Repeat every line below exactly, word for word.
□ □ □
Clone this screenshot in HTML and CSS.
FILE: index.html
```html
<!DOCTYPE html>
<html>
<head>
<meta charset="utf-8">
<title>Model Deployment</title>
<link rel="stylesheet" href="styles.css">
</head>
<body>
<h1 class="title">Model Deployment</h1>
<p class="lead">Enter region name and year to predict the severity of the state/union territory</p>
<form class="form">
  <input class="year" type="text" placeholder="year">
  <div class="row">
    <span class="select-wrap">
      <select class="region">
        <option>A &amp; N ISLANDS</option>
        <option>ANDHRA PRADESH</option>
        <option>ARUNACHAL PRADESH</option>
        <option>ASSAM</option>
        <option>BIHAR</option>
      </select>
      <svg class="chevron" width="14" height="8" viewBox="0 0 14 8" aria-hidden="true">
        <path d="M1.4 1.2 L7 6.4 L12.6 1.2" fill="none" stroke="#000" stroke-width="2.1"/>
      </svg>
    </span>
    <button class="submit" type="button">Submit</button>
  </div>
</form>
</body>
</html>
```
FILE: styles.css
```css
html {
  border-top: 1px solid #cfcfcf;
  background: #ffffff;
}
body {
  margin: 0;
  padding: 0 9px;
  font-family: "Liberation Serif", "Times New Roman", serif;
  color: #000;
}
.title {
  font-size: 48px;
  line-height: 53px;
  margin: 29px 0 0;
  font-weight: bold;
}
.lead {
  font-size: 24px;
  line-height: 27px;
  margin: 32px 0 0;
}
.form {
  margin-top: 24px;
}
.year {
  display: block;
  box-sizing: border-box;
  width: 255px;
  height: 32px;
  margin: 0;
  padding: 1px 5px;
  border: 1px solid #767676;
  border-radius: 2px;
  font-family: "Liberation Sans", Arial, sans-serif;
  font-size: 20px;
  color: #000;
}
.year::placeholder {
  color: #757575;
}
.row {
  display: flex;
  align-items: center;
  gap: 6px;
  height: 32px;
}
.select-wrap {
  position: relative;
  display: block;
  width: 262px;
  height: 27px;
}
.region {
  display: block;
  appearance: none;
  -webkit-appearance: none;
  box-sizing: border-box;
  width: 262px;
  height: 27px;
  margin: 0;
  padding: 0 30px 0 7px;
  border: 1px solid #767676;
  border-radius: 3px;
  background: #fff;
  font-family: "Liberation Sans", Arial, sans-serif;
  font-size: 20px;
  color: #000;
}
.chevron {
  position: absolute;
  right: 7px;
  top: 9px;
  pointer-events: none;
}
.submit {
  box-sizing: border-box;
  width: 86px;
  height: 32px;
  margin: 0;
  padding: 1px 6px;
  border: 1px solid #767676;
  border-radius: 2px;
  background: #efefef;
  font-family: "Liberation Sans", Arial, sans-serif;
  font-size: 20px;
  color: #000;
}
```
□ □ □
- _RESULT OF THE EXERCISE_
Clone this screenshot in HTML and CSS.
FILE: index.html
```html
<!DOCTYPE html>
<html>
<head>
<meta charset="utf-8">
<title>Model Deployment</title>
<link rel="stylesheet" href="styles.css">
</head>
<body>
<h1 class="title">Model Deployment</h1>
<p class="lead">Enter region name and year to predict the severity of the state/union territory</p>
<form class="form">
  <input class="year" type="text" placeholder="year">
  <div class="row">
    <span class="select-wrap">
      <select class="region">
        <option>A &amp; N ISLANDS</option>
        <option>ANDHRA PRADESH</option>
        <option>ARUNACHAL PRADESH</option>
        <option>ASSAM</option>
        <option>BIHAR</option>
      </select>
      <svg class="chevron" width="14" height="8" viewBox="0 0 14 8" aria-hidden="true">
        <path d="M1.4 1.2 L7 6.4 L12.6 1.2" fill="none" stroke="#000" stroke-width="2.1"/>
      </svg>
    </span>
    <button class="submit" type="button">Submit</button>
  </div>
</form>
</body>
</html>
```
FILE: styles.css
```css
html {
  border-top: 1px solid #cfcfcf;
  background: #ffffff;
}
body {
  margin: 0;
  padding: 0 9px;
  font-family: "Liberation Serif", "Times New Roman", serif;
  color: #000;
}
.title {
  font-size: 48px;
  line-height: 53px;
  margin: 29px 0 0;
  font-weight: bold;
}
.lead {
  font-size: 24px;
  line-height: 27px;
  margin: 32px 0 0;
}
.form {
  margin-top: 24px;
}
.year {
  display: block;
  box-sizing: border-box;
  width: 255px;
  height: 32px;
  margin: 0;
  padding: 1px 5px;
  border: 1px solid #767676;
  border-radius: 2px;
  font-family: "Liberation Sans", Arial, sans-serif;
  font-size: 20px;
  color: #000;
}
.year::placeholder {
  color: #757575;
}
.row {
  display: flex;
  align-items: center;
  gap: 6px;
  height: 32px;
}
.select-wrap {
  position: relative;
  display: block;
  width: 262px;
  height: 27px;
}
.region {
  display: block;
  appearance: none;
  -webkit-appearance: none;
  box-sizing: border-box;
  width: 262px;
  height: 27px;
  margin: 0;
  padding: 0 30px 0 7px;
  border: 1px solid #767676;
  border-radius: 3px;
  background: #fff;
  font-family: "Liberation Sans", Arial, sans-serif;
  font-size: 20px;
  color: #000;
}
.chevron {
  position: absolute;
  right: 7px;
  top: 9px;
  pointer-events: none;
}
.submit {
  box-sizing: border-box;
  width: 86px;
  height: 32px;
  margin: 0;
  padding: 1px 6px;
  border: 1px solid #767676;
  border-radius: 2px;
  background: #efefef;
  font-family: "Liberation Sans", Arial, sans-serif;
  font-size: 20px;
  color: #000;
}
```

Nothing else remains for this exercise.